I made my mother curse yesterday.
While I admit that first sentence was a cheap
literary hook, it is nonetheless true. I was asking her about her father and
more pointedly how he talked to her. I wanted to hear the actual words, not
just the ‘blankety-blank’ she’d said before. Apparently he had quite the dark vocabularic
collection. I’m not sure where my grandfather learned to talk in that way but I’ve
heard his father was a sailor. Maybe it was passed down. One thing is certain.
It did not pass down to my mother.
While I appreciate the many traits that both my grandparents
passed on to my mom, it is difficult to understand why the mere sight of my
mother seemed to incite her father to anger. In his defense it seems he had
some mental issues and even checked himself into a mental health facility for
a rather drastic treatment of a frontal lobotomy. As he seemed unable to keep
regular work, due to this or because of the times – it was early in the Great
Depression - there was seldom adequate food, clean clothing, and no semblance
of a regular schedule of mealtimes or bedtimes. My grandmother, although a self-educated woman only formally completed the eighth grade.

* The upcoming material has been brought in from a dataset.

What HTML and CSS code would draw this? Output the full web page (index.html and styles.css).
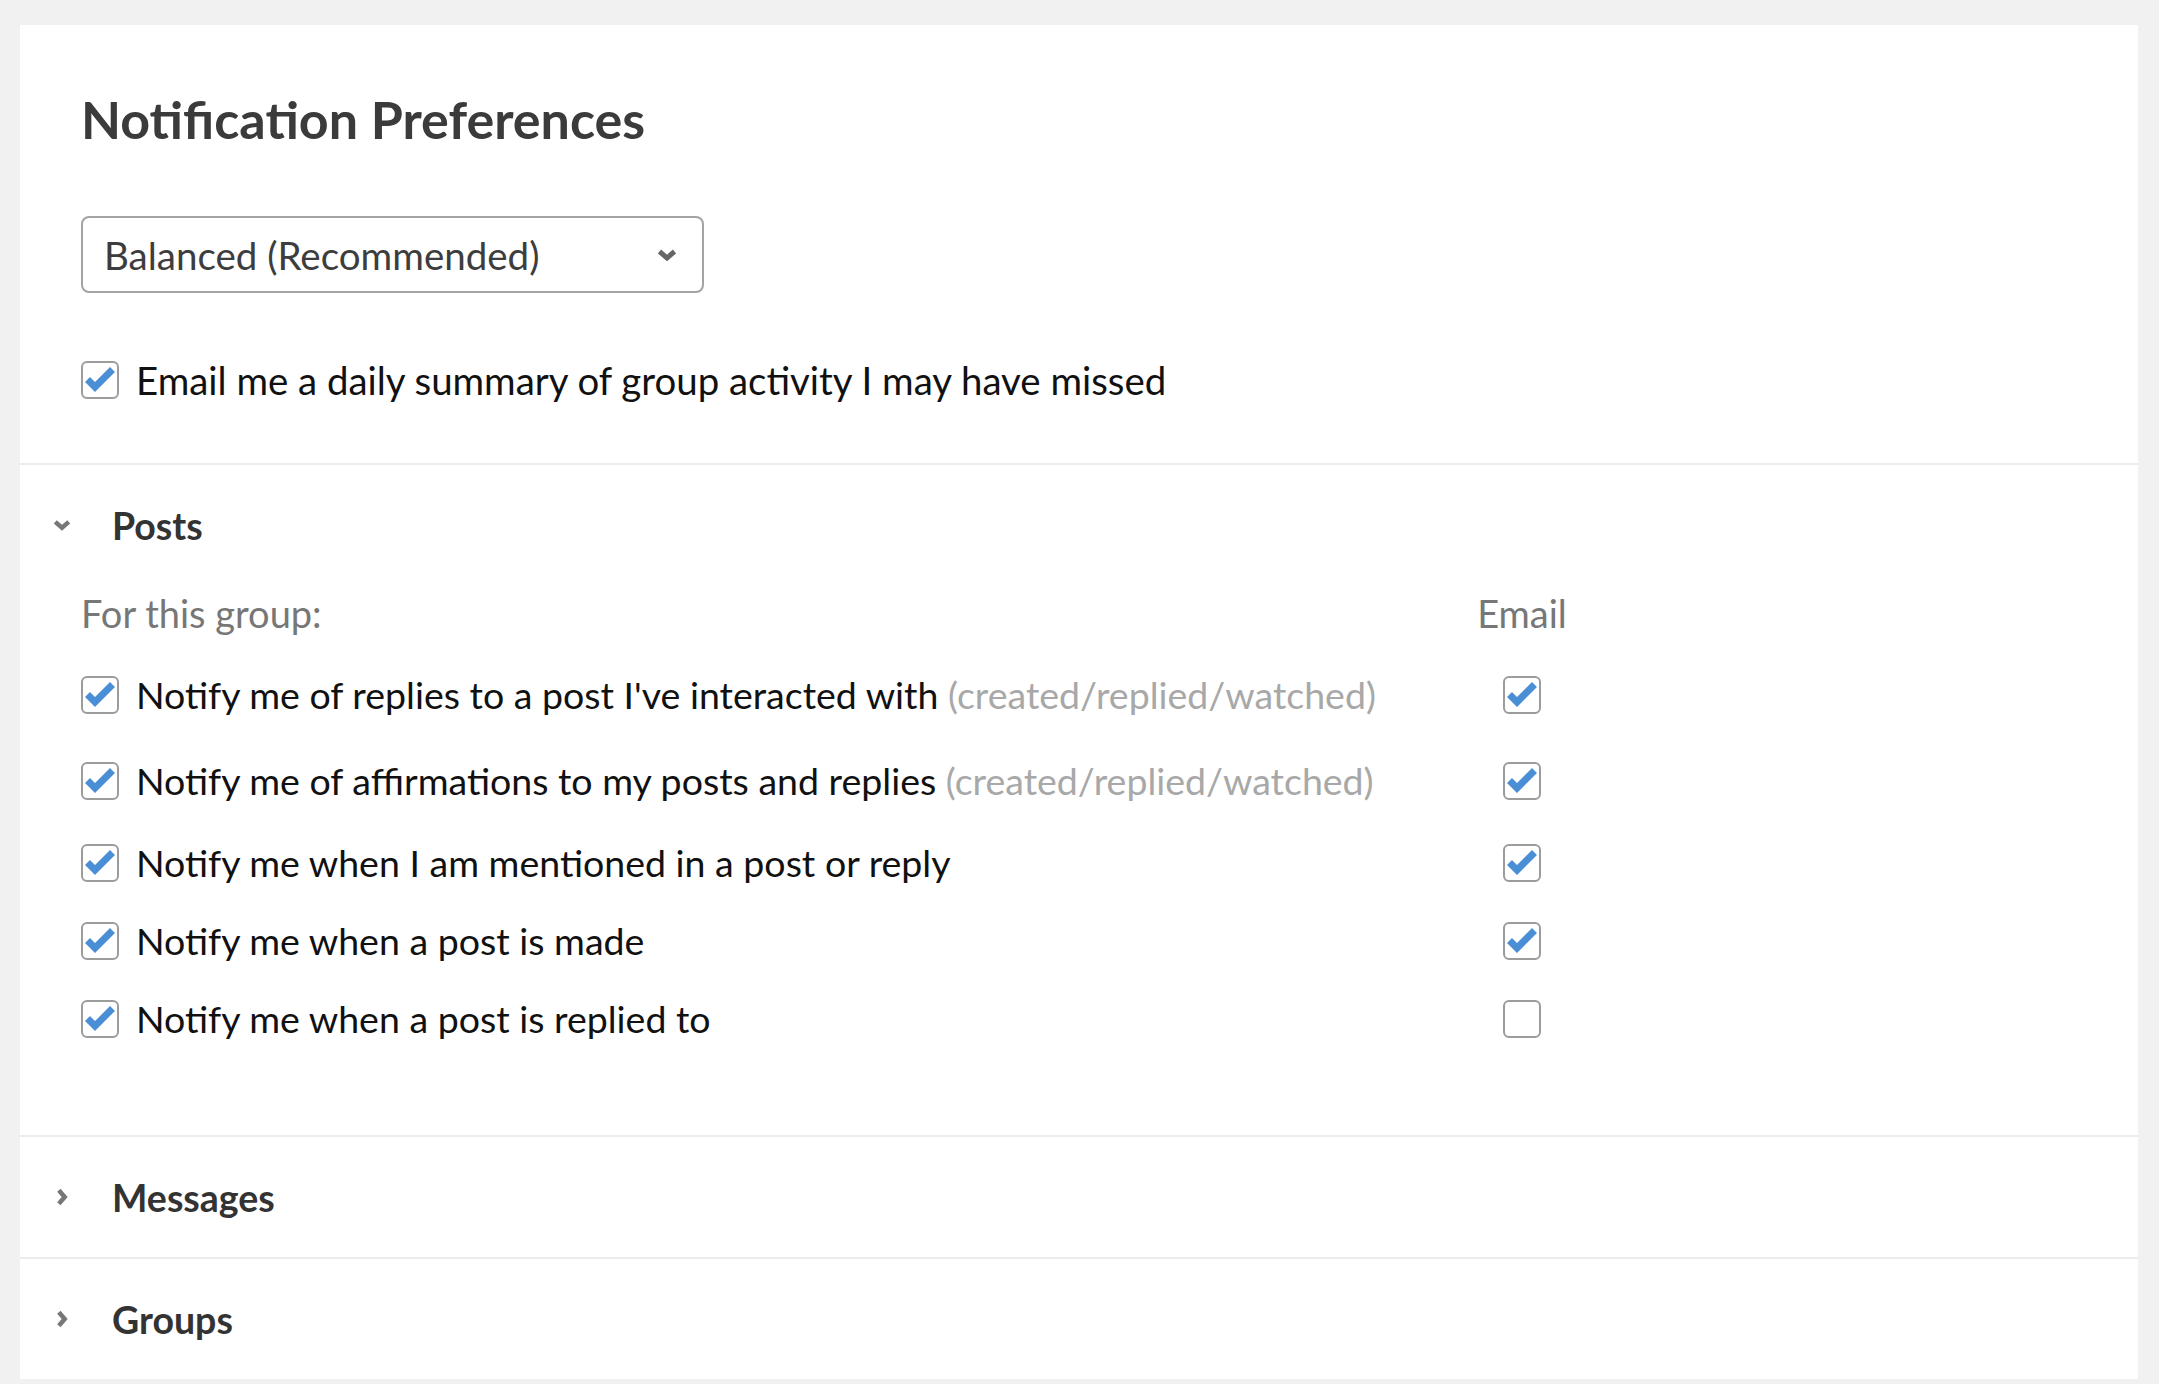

Studies show that children who are raised with this
kind of abuse dole it out to their offspring. By all rights my upbringing
should have been similar or even worse. Nothing could be further from the
truth. In fact, if you had speculated on what kind of life my mother was going
to have after growing up in a home where absolute squalor and verbal abuse
dominated, you would be off the mark. That
is why I never heard her repeat those words until yesterday, and only at my
urging.
You see, at a young age she transferred her affection
to her heavenly Father and imitated Him instead of her earthly father. She was
a pastor’s wife during my growing up years, and a gentle loving mother. She has maintained a warm relationship with her siblings. In what
could be her retirement, she owns partnership in a local Business College, teaching and giving
encouragement and guidance to students who have lost their way, both in life
and employment. She hosts coffees for the neighbors in her community,
encouraging the women, often giving money here or there to people who need it.
She holds a bachelor’s degree and is by far the most well-read in her peer
group. My mother, a soft-spoken and extremely articulate woman has spent her 84
years in giving back to the world and her God. Not only that but all four of
her children are successful, upwardly mobile citizens who have followed her
example of faith and altruism. I’d call this breaking the cycle.